The latest such exhibition, “Future Sketches,” is a collaboration with Zach Lieberman, an artist who is also an adjunct associate professor at MIT’s Media Lab (his university bio also calls him a “hacker”).

Perhaps befitting a full-time techie, his work has a more positive spin than that of some others working with AI. His Artechouse piece “Expression Mirror,” originally created for the 2018 London Design Biennale, reads the facial expressions of a user, tracking muscle movements at 68 points on the face.

But when people look at the “mirror,” they do not see themselves. “Your face is replaced with someone’s face who has used it before,” Lieberman said. “It matches your expressions, like a smile or frown, and it learns as it interacts.” He calls this a “face action coding system,” a version of a “fingerprint.”

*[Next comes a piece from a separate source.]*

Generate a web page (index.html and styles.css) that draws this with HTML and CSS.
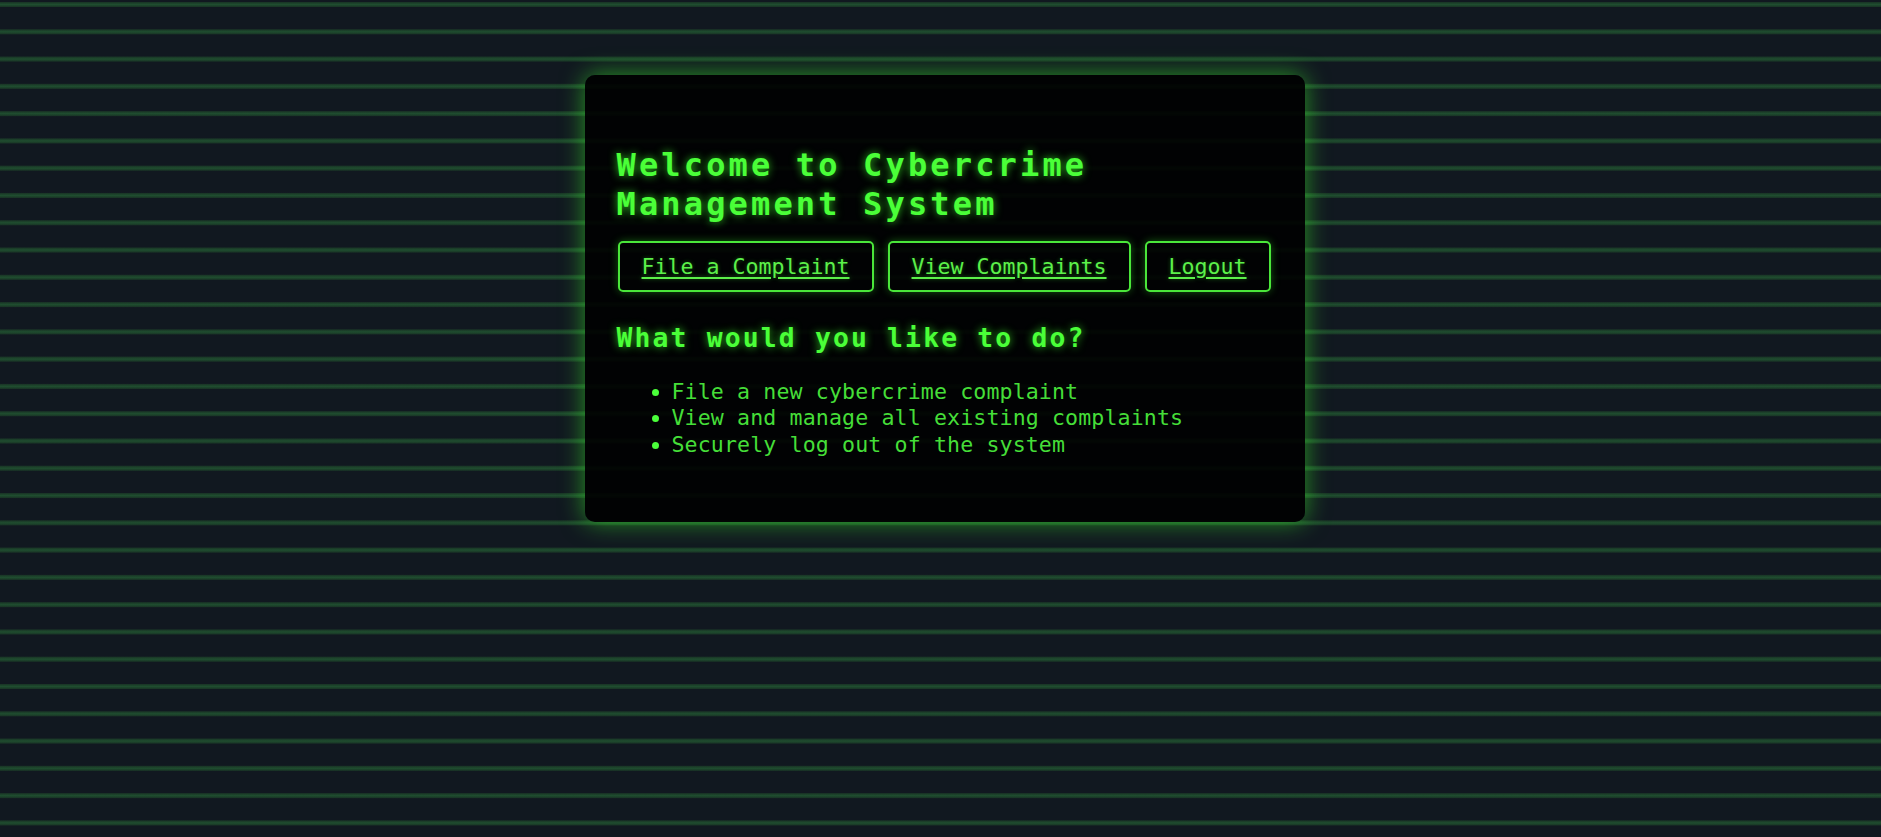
FILE: index.html
```html
<!DOCTYPE html>
<html lang="en">
<head>
<meta charset="utf-8">
<title>Cybercrime Management System</title>
<link rel="stylesheet" href="styles.css">
</head>
<body>
  <main class="card">
    <h1 class="title">Welcome to Cybercrime Management System</h1>
    <nav class="actions">
      <a class="btn" href="#">File a Complaint</a>
      <a class="btn" href="#">View Complaints</a>
      <a class="btn" href="#">Logout</a>
    </nav>
    <h3 class="subtitle">What would you like to do?</h3>
    <ul class="options">
      <li>File a new cybercrime complaint</li>
      <li>View and manage all existing complaints</li>
      <li>Securely log out of the system</li>
    </ul>
  </main>
</body>
</html>
```

FILE: styles.css
```css
html, body {
  height: 100%;
}
body {
  margin: 0;
  padding: 75px 0 0 8px;
  box-sizing: border-box;
  display: flex;
  justify-content: center;
  align-items: flex-start;
  font-family: "DejaVu Sans Mono", monospace;
  background-color: #111820;
  background-image: repeating-linear-gradient(
    to bottom,
    #111820 0px,
    #111820 1.5px,
    #1a3827 2.5px,
    #1f4d2f 4.5px,
    #1a3827 6.5px,
    #111820 7.5px,
    #111820 27.28px
  );
}
.card {
  width: 720px;
  height: 447px;
  box-sizing: border-box;
  padding: 71px 32px 0 32px;
  background: rgba(0, 0, 0, 0.9);
  border-radius: 10px;
  box-shadow: 0 0 24px rgba(60, 255, 40, 0.55);
}
.title {
  margin: 0;
  font-size: 32px;
  line-height: 39px;
  font-weight: bold;
  letter-spacing: 3.15px;
  color: #4aff38;
  text-shadow: 0 0 8px rgba(60, 255, 40, 0.75);
}
.actions {
  display: flex;
  gap: 14px;
  margin-top: 17px;
  margin-left: 1px;
}
.btn {
  display: block;
  padding: 11px 22px;
  border: 2px solid #4ae63a;
  border-radius: 5px;
  font-size: 21.6px;
  line-height: 25px;
  color: #5cf04a;
  text-decoration: underline;
  text-underline-offset: 3px;
  box-shadow: 0 0 8px rgba(60, 255, 40, 0.35);
  text-shadow: 0 0 4px rgba(60, 255, 40, 0.35);
}
.subtitle {
  margin: 30px 0 0 0;
  font-size: 26.4px;
  line-height: 31px;
  font-weight: bold;
  letter-spacing: 2.15px;
  color: #4aff38;
  text-shadow: 0 0 8px rgba(60, 255, 40, 0.75);
}
.options {
  margin: 26px 0 0 0;
  padding-left: 55px;
  font-size: 21.6px;
  letter-spacing: 0.12px;
  line-height: 26.4px;
  color: #45de38;
}
.options li::marker {
  color: #4aff3a;
}
```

Lieberman said he understood why some artists plumbed the dark side of AI, because of its long-term implications and because anything to do with machines could unsettle.

“It’s this black box that you feed things into,” he said. “It’s inscrutable in some way.”

But Lieberman said he encouraged a diversity of views on matters technological. “I think it’s important to create artworks for the public to have all kinds of conversations — be they critical or playful or anything else.”

Artechouse’s other founder, Sandro Kereselidze, struck a similar note.

“Everything in the world has a positive and negative side,” he said, adding that “it’s in our power” to explore both sides of AI.

“As long as we can find the off button on the computer.”